INSTRUCTIONS TO FOLLOW =
Check the listing below for lines that hold "this". How many are there? Please give only the number.

==================================================

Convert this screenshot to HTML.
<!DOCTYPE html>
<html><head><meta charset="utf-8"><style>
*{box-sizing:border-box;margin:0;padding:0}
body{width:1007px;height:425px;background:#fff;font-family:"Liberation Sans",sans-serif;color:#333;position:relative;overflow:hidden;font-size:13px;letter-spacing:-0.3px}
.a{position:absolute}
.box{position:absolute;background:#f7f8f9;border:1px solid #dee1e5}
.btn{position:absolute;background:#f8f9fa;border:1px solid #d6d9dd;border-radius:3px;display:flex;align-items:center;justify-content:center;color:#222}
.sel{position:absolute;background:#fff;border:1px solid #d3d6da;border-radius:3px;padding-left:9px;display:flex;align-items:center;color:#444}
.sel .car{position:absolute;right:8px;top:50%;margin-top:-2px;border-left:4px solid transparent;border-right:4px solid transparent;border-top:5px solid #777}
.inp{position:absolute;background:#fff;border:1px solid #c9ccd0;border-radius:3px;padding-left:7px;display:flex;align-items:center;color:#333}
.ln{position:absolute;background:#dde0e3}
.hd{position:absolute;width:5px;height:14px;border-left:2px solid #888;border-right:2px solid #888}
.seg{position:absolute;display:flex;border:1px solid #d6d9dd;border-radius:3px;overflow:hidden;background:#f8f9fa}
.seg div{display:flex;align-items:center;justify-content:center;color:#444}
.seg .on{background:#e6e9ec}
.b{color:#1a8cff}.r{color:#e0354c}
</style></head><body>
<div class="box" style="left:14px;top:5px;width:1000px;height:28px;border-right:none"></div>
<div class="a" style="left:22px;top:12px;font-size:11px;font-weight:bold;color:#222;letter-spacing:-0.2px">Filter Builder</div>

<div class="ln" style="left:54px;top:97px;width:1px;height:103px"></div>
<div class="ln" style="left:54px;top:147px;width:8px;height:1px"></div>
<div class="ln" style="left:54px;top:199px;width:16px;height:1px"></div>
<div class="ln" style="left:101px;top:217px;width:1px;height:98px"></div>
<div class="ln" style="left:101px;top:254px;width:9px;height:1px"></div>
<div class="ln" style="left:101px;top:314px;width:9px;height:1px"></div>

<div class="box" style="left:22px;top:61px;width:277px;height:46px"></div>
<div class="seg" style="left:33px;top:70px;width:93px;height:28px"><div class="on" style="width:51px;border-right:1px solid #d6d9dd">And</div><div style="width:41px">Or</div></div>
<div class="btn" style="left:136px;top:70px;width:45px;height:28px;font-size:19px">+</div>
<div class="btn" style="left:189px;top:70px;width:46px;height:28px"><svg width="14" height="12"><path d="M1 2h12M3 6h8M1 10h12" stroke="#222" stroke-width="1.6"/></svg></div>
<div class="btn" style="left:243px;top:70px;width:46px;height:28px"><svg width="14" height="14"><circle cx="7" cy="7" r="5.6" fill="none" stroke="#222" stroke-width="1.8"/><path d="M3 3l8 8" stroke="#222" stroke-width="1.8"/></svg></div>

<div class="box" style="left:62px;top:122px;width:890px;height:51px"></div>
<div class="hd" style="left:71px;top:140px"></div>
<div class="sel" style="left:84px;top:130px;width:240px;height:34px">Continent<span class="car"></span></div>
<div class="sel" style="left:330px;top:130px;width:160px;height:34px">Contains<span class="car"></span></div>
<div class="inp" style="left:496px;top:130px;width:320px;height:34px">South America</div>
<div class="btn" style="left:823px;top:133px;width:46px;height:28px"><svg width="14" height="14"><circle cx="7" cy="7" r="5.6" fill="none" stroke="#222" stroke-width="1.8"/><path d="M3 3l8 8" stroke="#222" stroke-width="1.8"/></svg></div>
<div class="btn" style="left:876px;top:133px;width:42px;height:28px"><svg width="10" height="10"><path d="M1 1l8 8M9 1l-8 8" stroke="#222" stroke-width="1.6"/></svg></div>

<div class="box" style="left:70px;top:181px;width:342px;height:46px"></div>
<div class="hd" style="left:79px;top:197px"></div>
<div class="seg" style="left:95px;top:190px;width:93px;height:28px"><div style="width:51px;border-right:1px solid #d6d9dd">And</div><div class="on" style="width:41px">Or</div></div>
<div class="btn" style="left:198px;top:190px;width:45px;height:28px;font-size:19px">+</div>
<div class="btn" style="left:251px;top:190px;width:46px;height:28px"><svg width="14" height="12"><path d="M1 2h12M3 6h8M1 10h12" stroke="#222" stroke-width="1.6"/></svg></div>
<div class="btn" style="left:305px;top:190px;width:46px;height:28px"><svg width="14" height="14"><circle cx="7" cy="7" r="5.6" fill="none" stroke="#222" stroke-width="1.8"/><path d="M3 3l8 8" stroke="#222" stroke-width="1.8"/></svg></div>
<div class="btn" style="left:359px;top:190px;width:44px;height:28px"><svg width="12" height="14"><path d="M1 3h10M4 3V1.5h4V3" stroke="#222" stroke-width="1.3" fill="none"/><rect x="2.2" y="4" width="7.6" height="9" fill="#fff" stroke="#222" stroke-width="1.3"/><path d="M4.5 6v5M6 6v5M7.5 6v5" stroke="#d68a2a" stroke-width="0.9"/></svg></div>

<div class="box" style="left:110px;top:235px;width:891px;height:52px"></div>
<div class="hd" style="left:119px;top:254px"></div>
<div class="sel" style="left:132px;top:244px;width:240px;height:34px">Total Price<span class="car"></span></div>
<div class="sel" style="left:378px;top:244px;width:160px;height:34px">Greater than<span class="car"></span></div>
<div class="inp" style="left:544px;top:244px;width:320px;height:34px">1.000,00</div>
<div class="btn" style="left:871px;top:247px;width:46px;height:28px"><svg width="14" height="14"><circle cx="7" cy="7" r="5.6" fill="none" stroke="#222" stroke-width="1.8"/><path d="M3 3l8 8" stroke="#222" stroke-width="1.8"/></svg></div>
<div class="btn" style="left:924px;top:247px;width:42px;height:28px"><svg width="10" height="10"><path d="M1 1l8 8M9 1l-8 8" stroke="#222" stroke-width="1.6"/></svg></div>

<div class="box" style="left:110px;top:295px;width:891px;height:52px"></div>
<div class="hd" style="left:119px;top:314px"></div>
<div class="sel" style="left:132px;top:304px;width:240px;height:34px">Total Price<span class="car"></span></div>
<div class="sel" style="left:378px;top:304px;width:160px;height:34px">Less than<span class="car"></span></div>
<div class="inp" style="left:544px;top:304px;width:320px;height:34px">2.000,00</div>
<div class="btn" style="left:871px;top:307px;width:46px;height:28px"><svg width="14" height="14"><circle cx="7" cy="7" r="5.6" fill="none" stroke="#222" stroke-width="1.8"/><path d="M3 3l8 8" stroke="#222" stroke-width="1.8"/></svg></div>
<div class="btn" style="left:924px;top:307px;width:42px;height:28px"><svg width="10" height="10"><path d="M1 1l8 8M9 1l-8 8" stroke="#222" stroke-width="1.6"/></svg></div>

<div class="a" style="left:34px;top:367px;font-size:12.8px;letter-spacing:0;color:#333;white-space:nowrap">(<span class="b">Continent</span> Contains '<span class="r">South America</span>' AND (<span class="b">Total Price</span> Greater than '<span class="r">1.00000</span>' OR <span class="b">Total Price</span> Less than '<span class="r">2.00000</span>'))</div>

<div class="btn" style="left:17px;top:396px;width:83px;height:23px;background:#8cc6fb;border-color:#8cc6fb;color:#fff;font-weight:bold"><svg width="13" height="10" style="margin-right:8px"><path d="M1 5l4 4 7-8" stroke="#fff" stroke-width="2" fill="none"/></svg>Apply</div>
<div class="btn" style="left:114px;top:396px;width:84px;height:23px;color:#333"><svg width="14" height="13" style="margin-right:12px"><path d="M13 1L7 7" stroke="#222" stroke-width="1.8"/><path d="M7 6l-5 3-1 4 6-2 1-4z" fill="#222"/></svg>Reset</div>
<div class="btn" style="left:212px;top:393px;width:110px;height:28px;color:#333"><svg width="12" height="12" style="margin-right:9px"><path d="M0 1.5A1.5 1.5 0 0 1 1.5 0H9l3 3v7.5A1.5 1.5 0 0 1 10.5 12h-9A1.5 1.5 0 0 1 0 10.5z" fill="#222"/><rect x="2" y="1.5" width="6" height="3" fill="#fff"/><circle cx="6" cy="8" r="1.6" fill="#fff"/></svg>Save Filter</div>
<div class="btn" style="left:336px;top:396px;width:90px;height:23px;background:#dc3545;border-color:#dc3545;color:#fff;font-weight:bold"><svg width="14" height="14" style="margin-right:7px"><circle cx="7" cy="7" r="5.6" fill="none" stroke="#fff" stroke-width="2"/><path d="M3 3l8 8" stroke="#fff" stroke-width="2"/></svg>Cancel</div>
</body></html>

==================================================

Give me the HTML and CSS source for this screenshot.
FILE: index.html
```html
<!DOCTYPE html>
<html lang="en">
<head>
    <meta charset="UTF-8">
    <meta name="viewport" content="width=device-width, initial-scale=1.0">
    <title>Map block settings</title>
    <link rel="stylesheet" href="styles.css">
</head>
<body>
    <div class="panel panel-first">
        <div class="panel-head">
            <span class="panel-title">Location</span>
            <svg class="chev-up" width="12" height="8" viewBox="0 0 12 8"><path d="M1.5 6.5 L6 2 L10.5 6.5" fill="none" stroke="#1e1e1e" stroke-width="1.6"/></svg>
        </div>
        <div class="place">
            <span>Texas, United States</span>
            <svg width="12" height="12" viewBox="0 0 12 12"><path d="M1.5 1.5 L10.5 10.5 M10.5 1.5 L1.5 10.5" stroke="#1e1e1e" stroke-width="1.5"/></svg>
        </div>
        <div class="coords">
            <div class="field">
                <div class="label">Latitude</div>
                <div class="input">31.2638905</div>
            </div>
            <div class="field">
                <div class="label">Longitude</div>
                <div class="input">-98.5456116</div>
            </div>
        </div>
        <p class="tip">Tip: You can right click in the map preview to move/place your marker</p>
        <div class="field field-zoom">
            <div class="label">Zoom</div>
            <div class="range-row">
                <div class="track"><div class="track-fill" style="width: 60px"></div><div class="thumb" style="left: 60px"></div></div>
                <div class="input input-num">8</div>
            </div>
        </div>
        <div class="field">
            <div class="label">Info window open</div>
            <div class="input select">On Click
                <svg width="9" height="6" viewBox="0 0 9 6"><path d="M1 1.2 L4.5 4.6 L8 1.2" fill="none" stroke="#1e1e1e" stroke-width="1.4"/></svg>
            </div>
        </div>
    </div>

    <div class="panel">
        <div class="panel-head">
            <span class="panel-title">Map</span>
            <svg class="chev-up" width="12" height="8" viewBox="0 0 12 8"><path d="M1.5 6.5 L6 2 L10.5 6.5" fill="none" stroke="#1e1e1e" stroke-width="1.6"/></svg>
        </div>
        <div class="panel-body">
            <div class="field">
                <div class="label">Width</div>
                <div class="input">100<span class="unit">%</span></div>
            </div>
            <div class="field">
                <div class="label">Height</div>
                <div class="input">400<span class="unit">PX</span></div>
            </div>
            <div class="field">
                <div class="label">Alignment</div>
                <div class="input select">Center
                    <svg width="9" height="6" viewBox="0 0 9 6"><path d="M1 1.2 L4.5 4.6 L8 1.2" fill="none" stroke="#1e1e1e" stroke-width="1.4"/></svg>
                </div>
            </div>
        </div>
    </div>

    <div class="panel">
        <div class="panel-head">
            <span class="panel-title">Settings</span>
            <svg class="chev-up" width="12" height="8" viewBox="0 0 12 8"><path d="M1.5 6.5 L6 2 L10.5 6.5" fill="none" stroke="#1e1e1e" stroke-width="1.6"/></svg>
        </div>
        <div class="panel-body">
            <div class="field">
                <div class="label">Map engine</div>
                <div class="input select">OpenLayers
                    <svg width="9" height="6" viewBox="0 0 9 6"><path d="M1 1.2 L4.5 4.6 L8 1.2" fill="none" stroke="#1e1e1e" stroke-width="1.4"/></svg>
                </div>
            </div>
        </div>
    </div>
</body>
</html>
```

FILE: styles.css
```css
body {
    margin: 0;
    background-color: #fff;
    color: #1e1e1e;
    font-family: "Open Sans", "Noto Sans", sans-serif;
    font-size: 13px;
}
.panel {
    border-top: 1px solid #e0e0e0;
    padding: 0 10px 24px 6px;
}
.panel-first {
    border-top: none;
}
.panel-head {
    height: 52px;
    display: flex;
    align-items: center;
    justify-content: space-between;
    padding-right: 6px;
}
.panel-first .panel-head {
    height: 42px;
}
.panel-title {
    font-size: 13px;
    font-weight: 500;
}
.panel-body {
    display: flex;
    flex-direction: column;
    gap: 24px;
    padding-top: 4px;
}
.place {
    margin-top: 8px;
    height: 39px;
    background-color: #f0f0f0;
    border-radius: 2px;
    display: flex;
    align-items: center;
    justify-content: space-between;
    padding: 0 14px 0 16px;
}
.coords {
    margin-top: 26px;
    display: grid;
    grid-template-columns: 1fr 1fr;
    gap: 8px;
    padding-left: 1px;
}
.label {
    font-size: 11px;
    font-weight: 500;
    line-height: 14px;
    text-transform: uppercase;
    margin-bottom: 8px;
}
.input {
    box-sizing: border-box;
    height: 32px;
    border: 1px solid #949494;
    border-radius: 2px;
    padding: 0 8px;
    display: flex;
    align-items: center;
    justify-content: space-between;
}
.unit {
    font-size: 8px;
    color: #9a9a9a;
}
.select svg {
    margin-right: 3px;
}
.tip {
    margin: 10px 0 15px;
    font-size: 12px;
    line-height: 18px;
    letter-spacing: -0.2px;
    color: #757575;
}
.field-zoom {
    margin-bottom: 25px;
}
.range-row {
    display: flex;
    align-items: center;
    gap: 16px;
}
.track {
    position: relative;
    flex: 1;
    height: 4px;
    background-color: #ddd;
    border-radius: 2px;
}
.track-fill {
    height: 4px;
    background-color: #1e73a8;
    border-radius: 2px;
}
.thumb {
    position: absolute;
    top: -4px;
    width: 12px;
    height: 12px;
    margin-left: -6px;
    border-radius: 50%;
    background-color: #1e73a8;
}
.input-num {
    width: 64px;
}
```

==================================================

WRITTEN RESPONSE =
2